O aumento da complexidade clínica dos doentes do foro respiratório pode estar relacionado com a sintomatologia associada ao vírus e das suas consequências posteriores, sendo que o aumento da complexidade clínica dos doentes com alterações na capacidade para o autocuidado e autogestão da doença pode estar relacionado com o facto de ainda haver pouca evidência acerca dos comportamentos de saúde a adotar aquando da reabilitação após o período agudo da doença, sendo que se trata, também, de uma transição em que muitos doentes se tornaram dependentes ou ainda mais dependentes.
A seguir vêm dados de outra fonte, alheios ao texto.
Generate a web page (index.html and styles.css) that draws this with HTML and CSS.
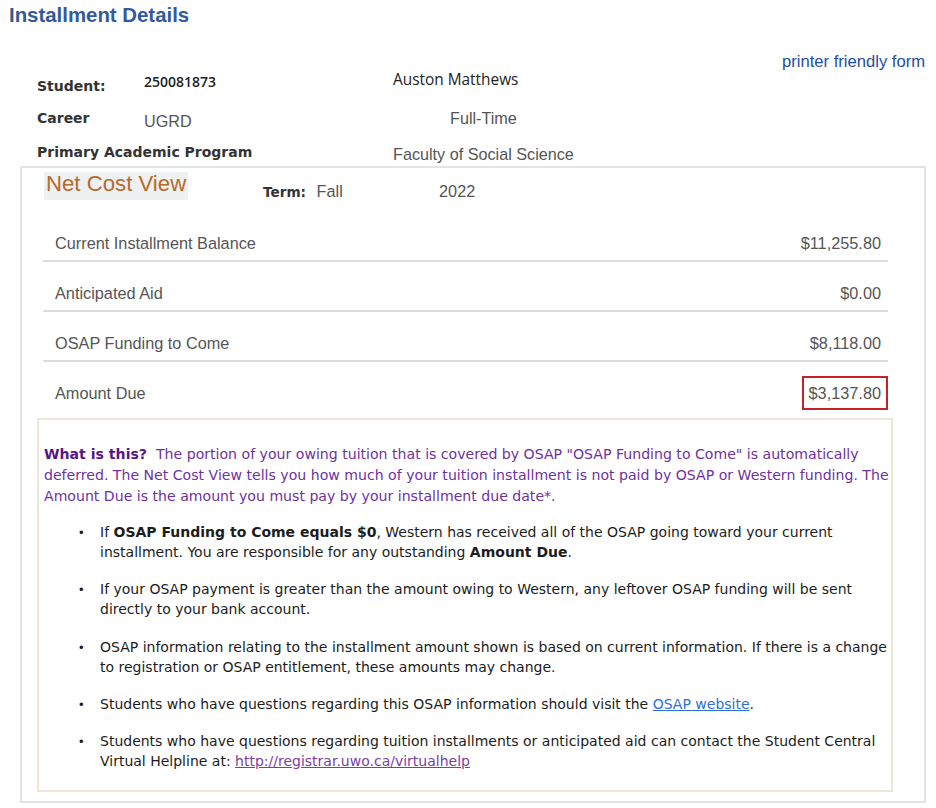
FILE: index.html
```html
<!DOCTYPE html>
<html lang="en">
<head>
    <meta charset="UTF-8">
    <title>Installment Details</title>
    <link rel="stylesheet" href="styles.css">
</head>
<body>
    <h1 class="page-title">Installment Details</h1>

    <div class="student-block">
        <div class="student-info">
            <div class="info-label label-student">Student:</div>
            <div class="info-id">250081873</div>
            <div class="info-name">Auston Matthews</div>

            <div class="info-label">Career</div>
            <div class="info-value value-career">UGRD</div>
            <div class="info-value info-load">Full-Time</div>

            <div class="info-label span-two">Primary Academic Program</div>
            <div class="info-value value-program">Faculty of Social Science</div>
        </div>
        <a href="#" class="printer-link">printer friendly form</a>
    </div>

    <div class="net-cost-box">
        <div class="net-cost-head">
            <div class="net-cost-title">Net Cost View</div>
            <div class="term">
                <span class="term-label">Term:</span>
                <span class="term-name">Fall</span>
                <span class="term-year">2022</span>
            </div>
        </div>

        <div class="cost-table">
            <div class="cost-row">
                <span>Current Installment Balance</span>
                <span class="cost-amount">$11,255.80</span>
            </div>
            <div class="cost-row">
                <span>Anticipated Aid</span>
                <span class="cost-amount">$0.00</span>
            </div>
            <div class="cost-row">
                <span>OSAP Funding to Come</span>
                <span class="cost-amount">$8,118.00</span>
            </div>
            <div class="cost-row last">
                <span>Amount Due</span>
                <span class="cost-amount due">$3,137.80</span>
            </div>
        </div>

        <div class="info-box">
            <p class="info-intro"><strong>What is this?</strong>&nbsp; The portion of your owing tuition that is covered by OSAP "OSAP Funding to Come" is automatically deferred. The Net Cost View tells you how much of your tuition installment is not paid by OSAP or Western funding. The Amount Due is the amount you must pay by your installment due date*.</p>
            <ul class="info-list">
                <li>If <strong>OSAP Funding to Come equals $0</strong>, Western has received all of the OSAP going toward your current installment. You are responsible for any outstanding <strong>Amount Due</strong>.</li>
                <li>If your OSAP payment is greater than the amount owing to Western, any leftover OSAP funding will be sent directly to your bank account.</li>
                <li>OSAP information relating to the installment amount shown is based on current information. If there is a change to registration or OSAP entitlement, these amounts may change.</li>
                <li>Students who have questions regarding this OSAP information should visit the <a href="#" class="osap-link">OSAP website</a>.</li>
                <li>Students who have questions regarding tuition installments or anticipated aid can contact the Student Central Virtual Helpline at: <a href="#" class="helpline-link">http://registrar.uwo.ca/virtualhelp</a></li>
            </ul>
        </div>
    </div>
</body>
</html>
```

FILE: styles.css
```css
body {
    margin: 0;
    padding: 0;
    background: #fff;
    font-family: "Liberation Sans", Arial, sans-serif;
    color: #333;
}

.page-title {
    margin: 0;
    padding: 5px 0 0 9px;
    font-size: 20.4px;
    font-weight: bold;
    color: #35599a;
    line-height: 20px;
}

/* student header */
.student-block {
    display: flex;
    justify-content: space-between;
    padding: 28px 11px 0 37px;
}

.student-info {
    display: grid;
    grid-template-columns: 107px 249px auto;
    grid-auto-rows: 20px;
    row-gap: 14px;
    padding-top: 21px;
}

.info-label {
    font-family: "DejaVu Sans", Verdana, sans-serif;
    font-size: 14px;
    font-weight: bold;
    color: #333;
    line-height: 20px;
}

.label-student {
    margin-top: 2px;
}

.span-two {
    grid-column: span 2;
}

.info-id,
.info-name {
    font-family: "Open Sans", sans-serif;
    font-weight: 500;
    color: #222;
    line-height: 20px;
}

.info-id {
    font-size: 14px;
    font-weight: 600;
    margin-top: -2px;
}

.info-name {
    font-size: 15.4px;
    margin-top: -4px;
}

.info-value {
    font-size: 16.2px;
    color: #555;
    line-height: 20px;
}

.value-career {
    margin-top: 3px;
}

.value-program {
    margin-top: 2px;
}

.info-load {
    padding-left: 57px;
}

.printer-link {
    font-size: 16.6px;
    color: #1f4f9c;
    text-decoration: none;
    line-height: 20px;
    margin-top: -1px;
    height: 20px;
}

/* net cost panel */
.net-cost-box {
    margin: 4px 10px 6px 20px;
    border: 2px solid #e2e2e9;
    padding: 4px 31px 9px 15px;
}

.net-cost-head {
    display: flex;
    align-items: flex-start;
    margin-left: 7px;
}

.net-cost-title {
    width: 144px;
    height: 28px;
    background: #eef1f1;
    color: #b8692b;
    font-size: 22.2px;
    line-height: 24px;
    padding-left: 2px;
    box-sizing: border-box;
}

.term {
    margin-left: 75px;
    padding-top: 9px;
    font-size: 16.3px;
    color: #555;
    line-height: 20px;
}

.term-label {
    font-family: "DejaVu Sans", Verdana, sans-serif;
    font-weight: bold;
    font-size: 13.6px;
    color: #333;
}

.term-name {
    display: inline-block;
    width: 118px;
    margin-left: 6px;
}

.cost-table {
    margin: 10px 5px 0 6px;
}

.cost-row {
    display: flex;
    justify-content: space-between;
    align-items: center;
    height: 50px;
    padding: 14px 7px 0 12px;
    box-sizing: border-box;
    border-bottom: 2px solid #dcdcdc;
    font-size: 16.3px;
    color: #555;
}

.cost-row.last {
    border-bottom: none;
    height: 48px;
}

.cost-amount.due {
    border: 2px solid #c8202a;
    margin-right: -7px;
    padding: 0 5px;
    height: 34px;
    line-height: 30px;
    box-sizing: border-box;
}

/* explanation box */
.info-box {
    margin-top: 8px;
    border: 2px solid #ece7d8;
    padding: 24px 0 19px 5px;
    font-family: "DejaVu Sans", Verdana, sans-serif;
    font-size: 14.1px;
    line-height: 21px;
}

.info-intro {
    margin: 0 -6px 0 0;
    color: #7030a0;
}

.info-intro strong {
    color: #5a1488;
}

.info-list {
    margin: 15px -4px 0 0;
    padding-left: 56px;
    color: #1c1c1c;
    font-size: 14px;
}

.info-list li {
    line-height: 20px;
    margin-bottom: 17px;
}

.info-list li:nth-child(2) {
    margin-bottom: 18px;
}

.info-list li::marker {
    content: "\2022\00a0\00a0\00a0\00a0";
    font-size: 12px;
}

.info-list li:last-child {
    margin-bottom: 0;
}

.osap-link {
    color: #2e6fd6;
}

.helpline-link {
    color: #7b3ea3;
}
```
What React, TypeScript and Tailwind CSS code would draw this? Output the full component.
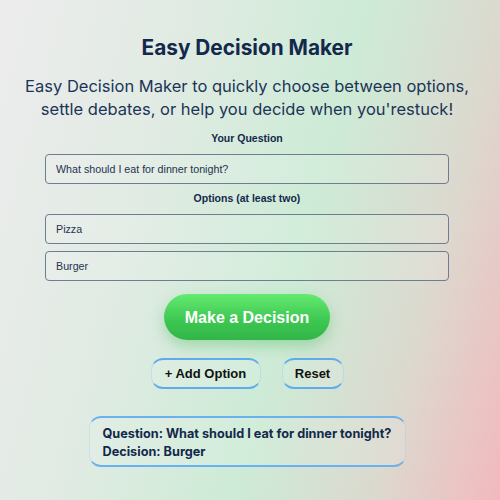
import { useState } from "react";

const headingFont = { fontFamily: "Inter, 'DejaVu Sans', sans-serif" };

export default function App() {
  const [question] = useState("What should I eat for dinner tonight?");
  const [options] = useState(["Pizza", "Burger"]);

  return (
    <div className="w-[500px] h-[500px] overflow-hidden bg-[linear-gradient(105deg,#ececec_0%,#e2ebe4_28%,#cdebd6_58%,#dcd9cf_80%,#f2b9bd_100%)]">
      <div className="w-[494px] flex flex-col items-center pt-[34px] font-['Liberation_Sans',Arial,sans-serif]">
        <h1 style={headingFont} className="text-[20.8px] leading-[28px] font-bold text-[#13294b]">
          Easy Decision Maker
        </h1>
        <p style={headingFont} className="mt-[13px] text-[16.5px] leading-[23px] text-[#1c3557] text-center">
          Easy Decision Maker to quickly choose between options,
          <br />
          settle debates, or help you decide when you'restuck!
        </p>

        <label className="mt-[10px] text-[10.5px] leading-[15px] font-bold text-[#13294b]">Your Question</label>
        <input
          readOnly
          value={question}
          className="mt-[8px] w-[404px] h-[30px] px-[10px] text-[10.7px] text-[#24344d] bg-white/10 border border-[#6f7d92] rounded-[4px] outline-none"
        />

        <label className="mt-[7px] text-[10.5px] leading-[15px] font-bold text-[#13294b]">Options (at least two)</label>
        <div className="mt-[8px] flex flex-col gap-[7px]">
          {options.map((opt) => (
            <input
              key={opt}
              readOnly
              value={opt}
              className="w-[404px] h-[30px] px-[10px] text-[10.7px] text-[#24344d] bg-white/10 border border-[#6f7d92] rounded-[4px] outline-none"
            />
          ))}
        </div>

        <button className="mt-[13px] w-[166px] h-[46px] pt-[2px] rounded-full bg-[linear-gradient(180deg,#63ea70_0%,#3cc650_60%,#33b548_100%)] text-white text-[16px] font-bold shadow-[0_6px_14px_rgba(60,180,80,0.35)]">
          Make a Decision
        </button>

        <div className="mt-[18px] flex gap-[21px]">
          <button className="w-[110px] h-[31px] rounded-[12px] border-y-2 border-x border-y-[#5eacee] border-x-[#5eacee]/20 bg-white/10 text-[13px] font-bold text-[#111]">
            + Add Option
          </button>
          <button className="w-[62px] h-[31px] rounded-[12px] border-y-2 border-x border-y-[#5eacee] border-x-[#5eacee]/20 bg-white/10 text-[13px] font-bold text-[#111]">
            Reset
          </button>
        </div>

        <div
          style={headingFont}
          className="mt-[27px] w-[317px] h-[51px] pl-[13px] pr-[4px] py-[7px] rounded-[12px] border-y-2 border-x border-y-[#6ab2ef] border-x-[#6ab2ef]/20 bg-white/10 text-[12.7px] leading-[18px] font-bold text-[#13294b] whitespace-nowrap"
        >
          <div>Question: {question}</div>
          <div>Decision: Burger</div>
        </div>
      </div>
    </div>
  );
}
A alteração das condições de trabalho, rácios, carga horária, funções executadas têm um papel essencial na qualidade dos cuidados e, inevitavelmente, na satisfação dos profissionais de saúde. Com os dados presentes torna-se claro para os decisores que algumas mudanças ou adaptações deverão ser feitas aos serviços com intuito de permitir uma melhor dinâmica e qualidade dos cuidados prestados. Como factor limitante podemos salientar o tempo de recolha de dados.
CONCLUSÃO
O estudo do impacte da pandemia nos EEER e nos cuidados especializados prestados contribui para o conhecimento desta dimensão e para a implementação de medidas com intuito na melhor gestão de recursos humanos/profissionais e na melhor gestão dos cuidados especializados prestados às populações.
Considerando os objetivos anteriormente delineados para este estudo, podemos afirmar que obtivemos os resultados que auxiliam à resposta dos mesmos. Para o objetivo identificar o impacte da pandemia por COVID-19 nos cuidados especializados de enfermagem de reabilitação disponibilizados às populações, verificou-se que a pandemia deteve um impacte na complexidade clínica de determinadas tipologias de doentes, bem como teve um impacte na satisfação que os enfermeiros apresentam na prestação de cuidados. Para o objetivo caraterizar o impacte da pandemia por COVID-19 nas estratégias de atualização técnico-científica dos EEER, verificou-se que, durante o período de pandemia, determinados recursos de aprendizagem que possibilitaram uma prática mais atualizada e segura dos cuidados, sendo que além dos recursos de aprendizagem, havendo uma preferência por determinadas modalidades de aprendizagem no que concerne à aprendizagem para o futuro. Para os restantes dois objetivos disponibilizar informação aos decisores para uma melhor gestão de recursos humanos/profissionais, e disponibilizar informação aos decisores para uma melhor gestão de cuidados de enfermagem especializados às populações, os resultados são informação importante para a tomada de decisão e adaptação das condições de trabalho, visando uma maior qualidade de cuidados e satisfação profissional. Informação esta que poderá vir a ser útil na preparação da resposta dos serviços de saúde a potenciais futuras pandemias.
Seria interessante explorar mais especificamente como a pandemia afetou a vida pessoal e profissional dos EEER, bem como uma contínua monitorização dos mesmos resultados num período mais prolongado, com intuito mais comparativo. Estudos mais direcionados para o impacte da pandemia nas intervenções autónomas dos EEER, bem como na satisfação da prestação de cuidados seriam igualmente pertinentes na medida que promoverão uma melhor compreensão do contexto e da problemática.